Short task. Retype the lines from the first one in the records down to the line containing "ChevronDown, ChevronRight, X", counting both, and leave out any pictures.

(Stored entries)

>>>

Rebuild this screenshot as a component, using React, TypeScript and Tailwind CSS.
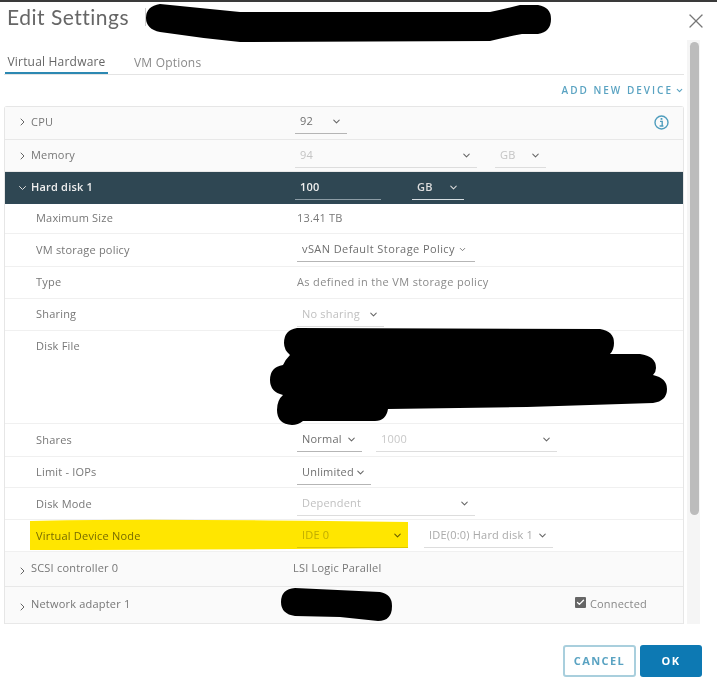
import { ReactNode } from 'react';
import { Check, ChevronDown, ChevronRight, X } from 'lucide-react';

function Select({ value, width, tone = 'text-[#6f6f6f]', line = 'border-[#b5b5b5]', chevron = 'text-[#666]', tight }: { value: string; width: string; tone?: string; line?: string; chevron?: string; tight?: boolean }) {
  return (
    <div className={`flex h-[24px] items-center border-b pl-[5px] pr-[5px] ${tight ? 'gap-[3px]' : 'justify-between'} ${width} ${line}`}>
      <span className={tone}>{value}</span>
      <ChevronDown size={tight ? 9 : 11} strokeWidth={2.2} className={chevron} />
    </div>
  );
}

function GroupRow({ label, open, dark, low, height, children }: { label: string; open?: boolean; dark?: boolean; low?: boolean; height: string; children?: ReactNode }) {
  return (
    <div className={`flex items-center border-b ${height} ${low ? 'pb-[1px]' : ''} ${dark ? 'border-[#2f4856] bg-[#2f4753] text-white' : 'border-[#e8e8e8] bg-[#fafafa] text-[#767676]'}`}>
      <div className="flex w-[290px] shrink-0 items-center pl-[9px]">
        {open ? <ChevronDown size={12} strokeWidth={2} className="w-[17px] text-[#ddd]" /> : <ChevronRight size={12} strokeWidth={2} className={`w-[17px] text-[#666] ${low ? 'mt-[5px]' : ''}`} />}
        <span className={`${dark ? 'font-semibold text-[#eee]' : ''}`}>{label}</span>
      </div>
      {children}
    </div>
  );
}

function DetailRow({ label, height = 'h-[32px]', top, children }: { label: string; height?: string; top?: boolean; children?: ReactNode }) {
  return (
    <div className={`flex border-b border-[#f0f0f0] ${height} ${top ? 'items-start pt-[7px]' : 'items-center'}`}>
      <span className="w-[292px] shrink-0 pl-[31px] text-[#777]">{label}</span>
      {children}
    </div>
  );
}

export default function App() {
  return (
    <div className="relative flex h-[690px] w-[717px] flex-col overflow-hidden bg-white font-['Open_Sans',sans-serif] text-[11px] tracking-[0.2px] blur-[0.5px]">
      <div className="h-[2px] bg-[#3a3a3a]" />

      <header className="flex h-[38px] items-center justify-between pl-[7px] pr-[9px]">
        <div className="flex items-center pb-[8px]">
          <h1 className="w-[131px] font-['Lato',sans-serif] text-[21px] tracking-[0.5px] text-[#666]">Edit Settings</h1>
          <div className="ml-[7px] h-[18px] w-px bg-[#ccc]" />
        </div>
        <X size={24} strokeWidth={1.3} className="text-[#777]" />
      </header>

      <div className="flex h-[584px]">
        <div className="w-[684px] shrink-0 overflow-hidden pl-[4px]">
          <nav className="flex h-[35px] items-end gap-[26px] border-b border-[#e4e4e4] pl-px text-[12px]">
            <div className="flex h-[31px] w-[103px] items-center justify-center border-b-2 border-[#2c88b2] pt-[8px] text-[#666]">Virtual Hardware</div>
            <div className="flex h-[31px] items-center pt-[8px] text-[#8a8a8a]">VM Options</div>
          </nav>

          <div className="flex h-[31px] items-center justify-end gap-[2px] text-[10px] font-semibold tracking-[2px] text-[#5aa3c2]">
            ADD NEW DEVICE
            <ChevronDown size={9} strokeWidth={3} />
          </div>

          <div className="rounded-t-[3px] border-x border-t border-[#e6e6e6]">
            <GroupRow label="CPU" height="h-[33px] pb-[2px]">
              <div className="flex flex-1 items-center justify-between pr-[14px]">
                <Select value="92" width="w-[52px]" />
                <svg width="15" height="15" viewBox="0 0 15 15" fill="none" className="text-[#4f9dbd]">
                  <circle cx="7.5" cy="7.5" r="6.5" stroke="currentColor" strokeWidth="1.4" />
                  <rect x="6.6" y="3" width="1.8" height="1.8" fill="currentColor" />
                  <path d="M6 6.4h2.2v4.2M5.6 11h3.8" stroke="currentColor" strokeWidth="1.4" />
                </svg>
              </div>
            </GroupRow>
            <GroupRow label="Memory" height="h-[32px]">
              <div className="flex items-center gap-[18px]">
                <Select value="94" width="w-[182px]" tone="text-[#c4c4c4]" line="border-[#ddd]" />
                <Select value="GB" width="w-[51px]" tone="text-[#c4c4c4]" line="border-[#ddd]" />
              </div>
            </GroupRow>
            <GroupRow label="Hard disk 1" open dark height="h-[32px]">
              <div className="flex items-center gap-[31px]">
                <div className="flex h-[24px] w-[86px] items-center border-b border-[#8c9ca5] pl-[5px] font-semibold text-[#eee]">100</div>
                <Select value="GB" width="w-[52px]" tone="font-semibold text-[#ddd]" line="border-[#d5dde1]" chevron="text-[#ddd]" />
              </div>
            </GroupRow>

            <DetailRow label="Maximum Size" height="h-[30px]">
              <span className="text-[#777]">13.41 TB</span>
            </DetailRow>
            <DetailRow label="VM storage policy" height="h-[33px]">
              <Select value="vSAN Default Storage Policy" width="w-[178px]" tone="tracking-[0.42px] text-[#6f6f6f]" tight />
            </DetailRow>
            <DetailRow label="Type">
              <span className="tracking-[0.35px] text-[#8a8a8a]">As defined in the VM storage policy</span>
            </DetailRow>
            <DetailRow label="Sharing">
              <Select value="No sharing" width="w-[87px]" tone="text-[#c0c0c0]" line="border-[#ddd]" />
            </DetailRow>
            <DetailRow label="Disk File" height="h-[93px]" top />
            <DetailRow label="Shares" height="h-[33px]">
              <div className="flex items-center gap-[14px]">
                <Select value="Normal" width="w-[65px]" />
                <Select value="1000" width="w-[181px]" tone="text-[#c8c8c8]" line="border-[#ddd]" />
              </div>
            </DetailRow>
            <DetailRow label="Limit - IOPs" height="h-[31px] pt-[1px]">
              <Select value="Unlimited" width="w-[74px]" />
            </DetailRow>
            <DetailRow label="Disk Mode" height="h-[32px] pt-[1px]">
              <Select value="Dependent" width="w-[178px]" tone="text-[#c0c0c0]" line="border-[#ddd]" />
            </DetailRow>
            <DetailRow label="Virtual Device Node" height="h-[32px] pt-[1px]">
              <div className="flex items-center gap-[16px]">
                <Select value="IDE 0" width="w-[111px]" tone="text-[#c0c0c0]" line="border-[#ddd]" />
                <Select value="IDE(0:0) Hard disk 1" width="w-[129px]" tone="text-[#aaa]" line="border-[#ddd]" />
              </div>
            </DetailRow>

            <GroupRow label="SCSI controller 0" low height="h-[35px]">
              <span className="ml-[-2px] text-[#777]">LSI Logic Parallel</span>
            </GroupRow>
            <GroupRow label="Network adapter 1" low height="h-[37px]">
              <div className="flex flex-1 items-center justify-end gap-[4px] pr-[36px] text-[#888]">
                <span className="mb-[4px] flex h-[11px] w-[11px] items-center justify-center rounded-[1px] bg-[#666]">
                  <Check size={9} strokeWidth={3.5} className="text-white" />
                </span>
                Connected
              </div>
            </GroupRow>
          </div>
        </div>

        <div className="ml-[3px] h-full w-[13px] bg-[#f5f5f5] pl-[3px] pt-[2px]">
          <div className="h-[473px] w-[9px] rounded-full bg-[#bcbcbc]" />
        </div>
      </div>

      <footer className="flex flex-1 items-start justify-end gap-[4px] pr-[15px] pt-[21px] text-[11px] font-bold tracking-[1.4px]">
        <button className="h-[32px] w-[73px] rounded-[3px] border-2 border-[#a9cfdd] text-[#5aa3c2]">CANCEL</button>
        <button className="h-[32px] w-[62px] rounded-[3px] bg-[#0d79b3] text-white">OK</button>
      </footer>

      {/* highlighter and redaction strokes drawn over the dialog */}
      <svg width="717" height="690" viewBox="0 0 717 690" className="pointer-events-none absolute inset-0 mix-blend-multiply">
        <path d="M30 521Q130 518 408 522L408 548Q200 550 30 550Z" fill="#ffe600" />
      </svg>
      <svg width="717" height="690" viewBox="0 0 717 690" className="pointer-events-none absolute inset-0">
        <path d="M160 4Q200 8 240 12L490 12Q505 9 520 5L538 5Q551 7 551 19Q551 32 538 34L522 34Q505 37 490 41L240 42Q200 38 160 32Q146 29 146 18Q146 6 160 4Z" fill="#000" />
        <path d="M297 328L600 329Q614 331 614 343Q614 350 610 354L640 354Q656 356 656 368Q656 372 653 375Q667 378 667 389Q667 401 653 403L527 407L388 409Q386 421 375 421L303 421Q298 425 292 425Q277 424 277 410Q277 400 283 395Q270 392 270 380Q270 367 283 365Q285 360 290 355Q284 350 284 343Q284 330 297 328Z" fill="#000" />
        <path d="M295 588L380 592Q392 594 392 606Q392 621 378 621L340 617L295 616Q281 614 281 602Q281 589 295 588Z" fill="#000" />
      </svg>
    </div>
  );
}
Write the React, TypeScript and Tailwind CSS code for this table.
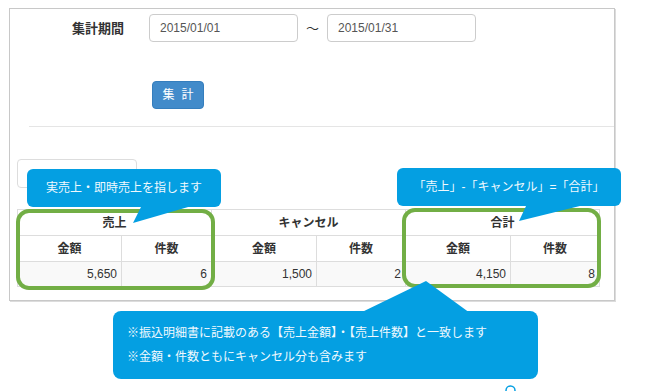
import React from "react";

const FONT = { fontFamily: '"Liberation Sans", "Noto Sans CJK JP", sans-serif' };

export default function App() {
  return (
    <div className="relative w-[646px] h-[391px] overflow-hidden bg-white text-[#333]" style={FONT}>
      {/* panel */}
      <div className="ml-[9px] mt-[8px] w-[606px] h-[293px] border border-[#c8c8c8] shadow-[1px_1px_0_#dcdcdc] flex flex-col">
        <div className="mt-[5px] flex items-center h-[28px]">
          <div className="w-[114px] text-right text-[13px] font-bold leading-none">集計期間</div>
          <div className="ml-[25px] w-[149px] h-[28px] border border-[#ccc] rounded-[4px] pl-[10px] flex items-center text-[12px] text-[#555]">2015/01/01</div>
          <div className="w-[29px] text-center text-[13px] leading-none">～</div>
          <div className="w-[149px] h-[28px] border border-[#ccc] rounded-[4px] pl-[10px] flex items-center text-[12px] text-[#555]">2015/01/31</div>
        </div>
        <div className="ml-[142px] mt-[39px] w-[52px] h-[28px] rounded-[4px] bg-[#428bca] border border-[#357ebd] text-white text-[12px] flex items-center justify-center gap-[7px] leading-none">
          <span>集</span>
          <span>計</span>
        </div>
        <div className="ml-[19px] mt-[17px] h-px bg-[#e5e5e5]" />
        <div className="ml-[7px] mt-[32px] w-[120px] h-[29px] border border-[#ddd] rounded-[4px]" />
        <table className="ml-[7px] mt-[21px] w-[582px] table-fixed border-collapse text-[12px]">
          <colgroup>
            <col className="w-[104px]" />
            <col className="w-[90px]" />
            <col className="w-[105px]" />
            <col className="w-[89px]" />
            <col className="w-[105px]" />
            <col className="w-[89px]" />
          </colgroup>
          <tbody>
            <tr className="h-[26px]">
              <th colSpan={2} className="border border-[#ddd] font-bold text-center p-0">売上</th>
              <th colSpan={2} className="border border-[#ddd] font-bold text-center p-0">キャンセル</th>
              <th colSpan={2} className="border border-[#ddd] font-bold text-center p-0">合計</th>
            </tr>
            <tr className="h-[26px]">
              <th className="border border-[#ddd] font-bold text-center p-0">金額</th>
              <th className="border border-[#ddd] font-bold text-center p-0">件数</th>
              <th className="border border-[#ddd] font-bold text-center p-0">金額</th>
              <th className="border border-[#ddd] font-bold text-center p-0">件数</th>
              <th className="border border-[#ddd] font-bold text-center p-0">金額</th>
              <th className="border border-[#ddd] font-bold text-center p-0">件数</th>
            </tr>
            <tr className="h-[25px] bg-[#f9f9f9]">
              <td className="border border-[#ddd] text-right pr-[4px] py-0">5,650</td>
              <td className="border border-[#ddd] text-right pr-[4px] py-0">6</td>
              <td className="border border-[#ddd] text-right pr-[4px] py-0">1,500</td>
              <td className="border border-[#ddd] text-right pr-[4px] py-0">2</td>
              <td className="border border-[#ddd] text-right pr-[4px] py-0">4,150</td>
              <td className="border border-[#ddd] text-right pr-[4px] py-0">8</td>
            </tr>
          </tbody>
        </table>
      </div>

      {/* green highlight boxes */}
      <div className="absolute left-[16px] top-[209px] w-[199px] h-[81px] border-[4px] border-[#72ae45] rounded-[13px]" />
      <div className="absolute left-[402px] top-[208px] w-[199px] h-[80px] border-[4px] border-[#72ae45] rounded-[13px]" />

      {/* pointers */}
      <svg className="absolute left-0 top-0" width="646" height="391" viewBox="0 0 646 391">
        <polygon points="142,205 195,205 133,223" fill="#049fe2" />
        <polygon points="527,204 588,204 519,221" fill="#049fe2" />
        <polygon points="426,281 360,313 470,313" fill="#049fe2" />
        <circle cx="510.5" cy="390.5" r="4.5" fill="none" stroke="#049fe2" strokeWidth="1.5" />
      </svg>

      {/* tooltips */}
      <div className="absolute left-[27px] top-[169px] w-[194px] h-[38px] rounded-[6px] bg-[#049fe2] text-[#f0f9fe] text-[12px] flex items-center justify-center leading-none">
        実売上・即時売上を指します
      </div>
      <div className="absolute left-[397px] top-[168px] w-[224px] h-[38px] rounded-[6px] bg-[#049fe2] text-[#f0f9fe] text-[12px] flex items-center justify-center leading-none">
        「売上」-「キャンセル」=「合計」
      </div>
      <div className="absolute left-[113px] top-[311px] w-[425px] h-[68px] rounded-[8px] bg-[#049fe2] text-[#f0f9fe] text-[12px] pl-[14px] pt-[10px] leading-[24px]">
        <div>※振込明細書に記載のある【売上金額】・【売上件数】と一致します</div>
        <div>※金額・件数ともにキャンセル分も含みます</div>
      </div>
    </div>
  );
}
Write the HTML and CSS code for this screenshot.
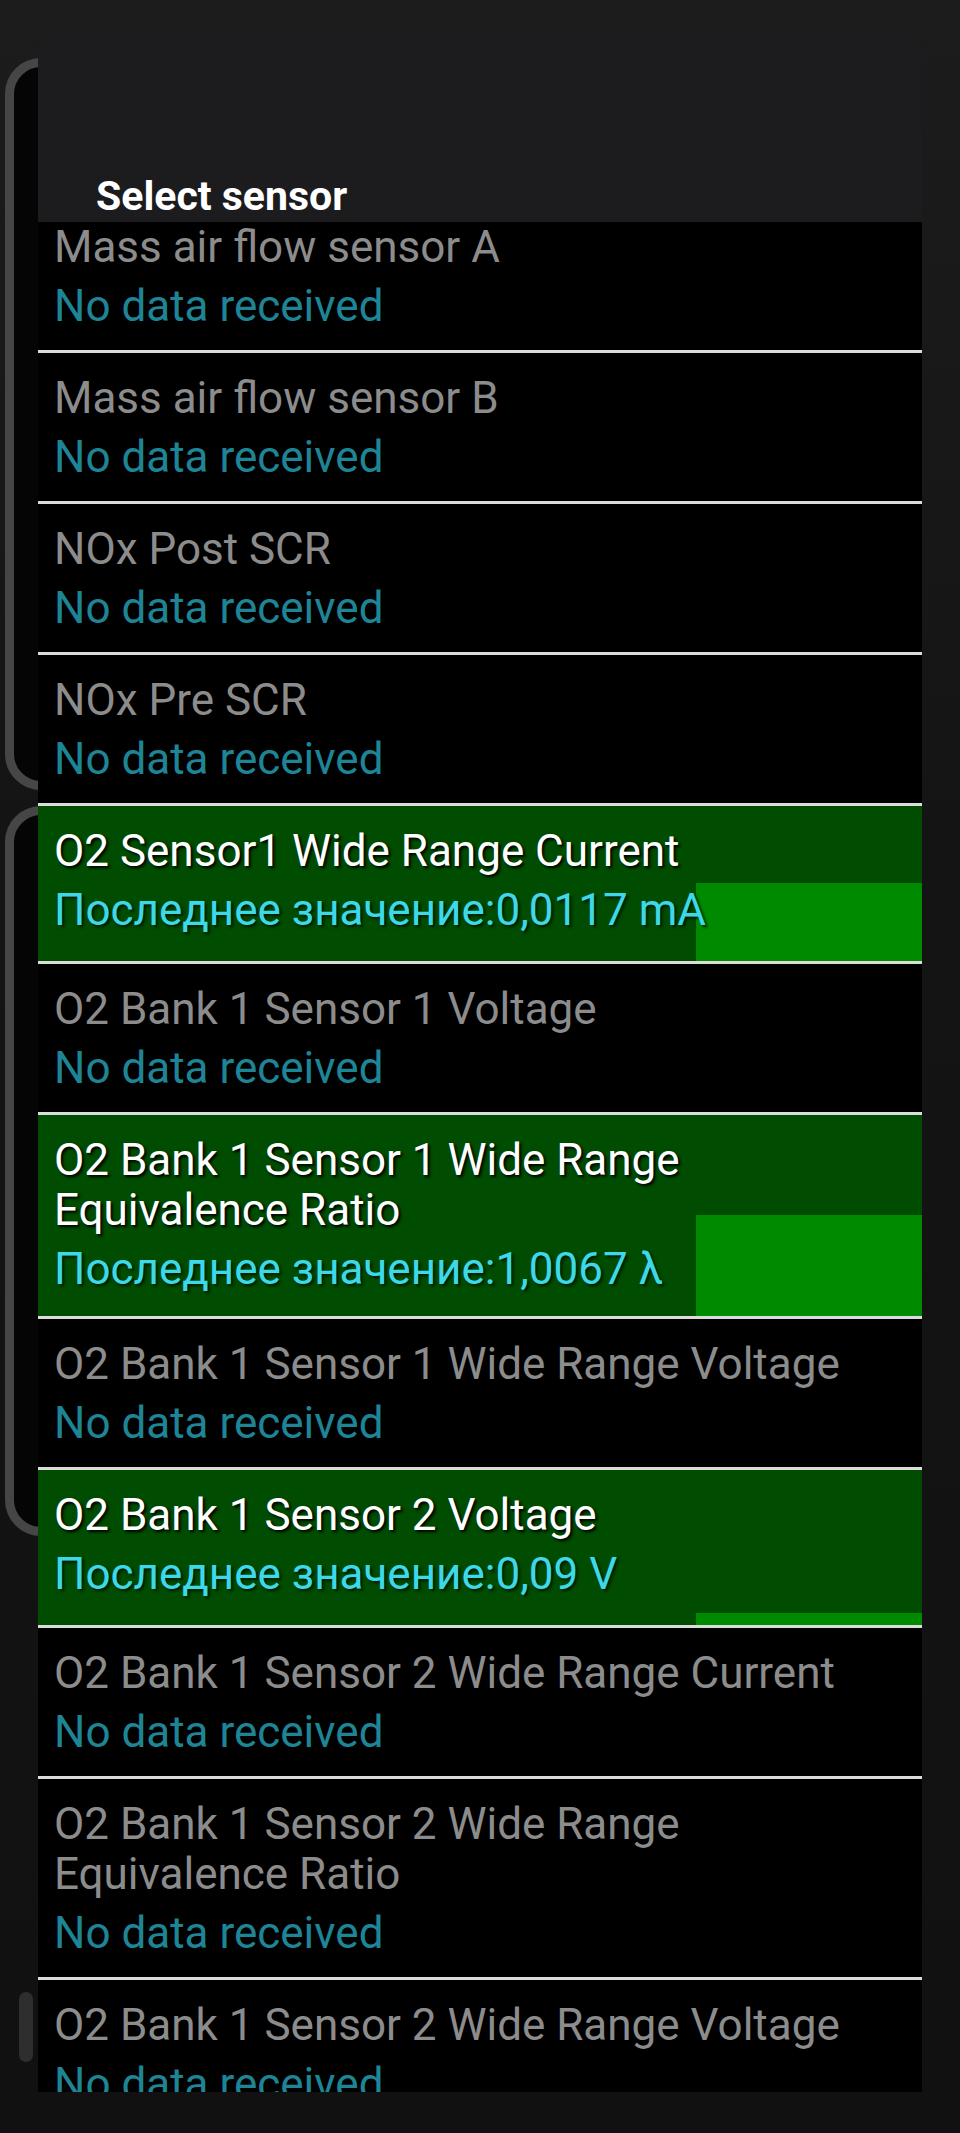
FILE: index.html
```html
<!DOCTYPE html>
<html lang="ru">
<head>
    <meta charset="UTF-8">
    <meta name="viewport" content="width=device-width, initial-scale=1.0">
    <title>Select sensor</title>
    <link rel="stylesheet" href="styles.css">
</head>
<body>
    <div class="screen">
        <!-- blurred app screen behind the dialog -->
        <div class="backdrop">
            <div class="frame frame-top"></div>
            <div class="frame frame-mid"></div>
            <div class="notch"></div>
        </div>

        <div class="dialog">
            <div class="dialog-header">
                <h1>Select sensor</h1>
            </div>
            <div class="sensor-list">
                <ul class="sensors">
                    <li class="sensor">
                        <div class="sensor-name">Mass air flow sensor A</div>
                        <div class="sensor-value">No data received</div>
                    </li>
                    <li class="sensor">
                        <div class="sensor-name">Mass air flow sensor B</div>
                        <div class="sensor-value">No data received</div>
                    </li>
                    <li class="sensor">
                        <div class="sensor-name">NOx Post SCR</div>
                        <div class="sensor-value">No data received</div>
                    </li>
                    <li class="sensor">
                        <div class="sensor-name">NOx Pre SCR</div>
                        <div class="sensor-value">No data received</div>
                    </li>
                    <li class="sensor live">
                        <div class="bar" style="height: 78px"></div>
                        <div class="sensor-name">O2 Sensor1 Wide Range Current</div>
                        <div class="sensor-value">Последнее значение:0,0117 mA</div>
                    </li>
                    <li class="sensor">
                        <div class="sensor-name">O2 Bank 1 Sensor 1 Voltage</div>
                        <div class="sensor-value">No data received</div>
                    </li>
                    <li class="sensor live">
                        <div class="bar" style="height: 101px"></div>
                        <div class="sensor-name">O2 Bank 1 Sensor 1 Wide Range Equivalence Ratio</div>
                        <div class="sensor-value">Последнее значение:1,0067 λ</div>
                    </li>
                    <li class="sensor">
                        <div class="sensor-name">O2 Bank 1 Sensor 1 Wide Range Voltage</div>
                        <div class="sensor-value">No data received</div>
                    </li>
                    <li class="sensor live">
                        <div class="bar" style="height: 12px"></div>
                        <div class="sensor-name">O2 Bank 1 Sensor 2 Voltage</div>
                        <div class="sensor-value">Последнее значение:0,09 V</div>
                    </li>
                    <li class="sensor">
                        <div class="sensor-name">O2 Bank 1 Sensor 2 Wide Range Current</div>
                        <div class="sensor-value">No data received</div>
                    </li>
                    <li class="sensor">
                        <div class="sensor-name">O2 Bank 1 Sensor 2 Wide Range Equivalence Ratio</div>
                        <div class="sensor-value">No data received</div>
                    </li>
                    <li class="sensor">
                        <div class="sensor-name">O2 Bank 1 Sensor 2 Wide Range Voltage</div>
                        <div class="sensor-value">No data received</div>
                    </li>
                </ul>
            </div>
        </div>
    </div>
</body>
</html>
```

FILE: styles.css
```css
/* General Styles */
body {
    margin: 0;
    background-color: #141414;
    font-family: Roboto, "Noto Sans", sans-serif;
}

.screen {
    display: grid;
    height: 2133px;
    overflow: hidden;
    background: linear-gradient(180deg, #1c1c1c 0%, #141414 40%, #111111 100%);
}

/* both layers share the same cell */
.backdrop,
.dialog {
    grid-area: 1 / 1;
}

/* Backdrop */
.backdrop {
    display: flex;
    flex-direction: column;
    align-items: flex-start;
    gap: 16px;
    padding: 58px 0 0 5px;
}

.frame {
    width: 240px;
    border: 9px solid #464646;
    border-radius: 36px;
    background-color: #050505;
    box-sizing: border-box;
}

.frame-top {
    height: 732px;
}

.frame-mid {
    height: 730px;
}

.notch {
    width: 14px;
    height: 70px;
    margin: 440px 0 0 14px;
    border-radius: 7px;
    background-color: #2e2e2e;
}

/* Dialog */
.dialog {
    align-self: start;
    display: flex;
    flex-direction: column;
    width: 884px;
    height: 2053px;
    margin: 39px 0 0 38px;
    background-color: #000;
    border-radius: 4px 4px 0 0;
    overflow: hidden;
}

.dialog-header {
    display: flex;
    align-items: flex-end;
    height: 183px;
    padding: 0 0 3px 58px;
    background-color: #1c1c1e;
    box-sizing: border-box;
}

.dialog-header h1 {
    margin: 0;
    color: #fff;
    font-size: 41px;
    font-weight: 700;
    line-height: 46px;
}

.sensor-list {
    flex: 1;
    overflow: hidden;
}

.sensors {
    list-style: none;
    margin: -23px 0 0;
    padding: 0;
}

.sensor {
    position: relative;
    padding: 20px 16px 19px;
    border-top: 3px solid #dcdcdc;
}

.sensor-name,
.sensor-value {
    position: relative;
    font-size: 44px;
    line-height: 50px;
}

.sensor-name {
    color: #8c8c8c;
}

.sensor-value {
    margin-top: 9px;
    color: #1e8596;
}

/* Sensors with live data */
.sensor.live {
    min-height: 158px;
    padding-bottom: 22px;
    background-color: #004c00;
    box-sizing: border-box;
}

.sensor.live .sensor-name {
    color: #fff;
    text-shadow: 2px 2px 3px #000;
}

.sensor.live .sensor-value {
    color: #3dd9ea;
    text-shadow: 2px 2px 3px #001a00;
}

.bar {
    position: absolute;
    right: 0;
    bottom: 0;
    width: 226px;
    background-color: #008a00;
}
```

<<<

Output of the exercise.
Rebuild this screenshot as a component, using React, TypeScript and Tailwind CSS.
import { ReactNode } from 'react';
import { Check, ChevronDown, ChevronRight, X } from 'lucide-react';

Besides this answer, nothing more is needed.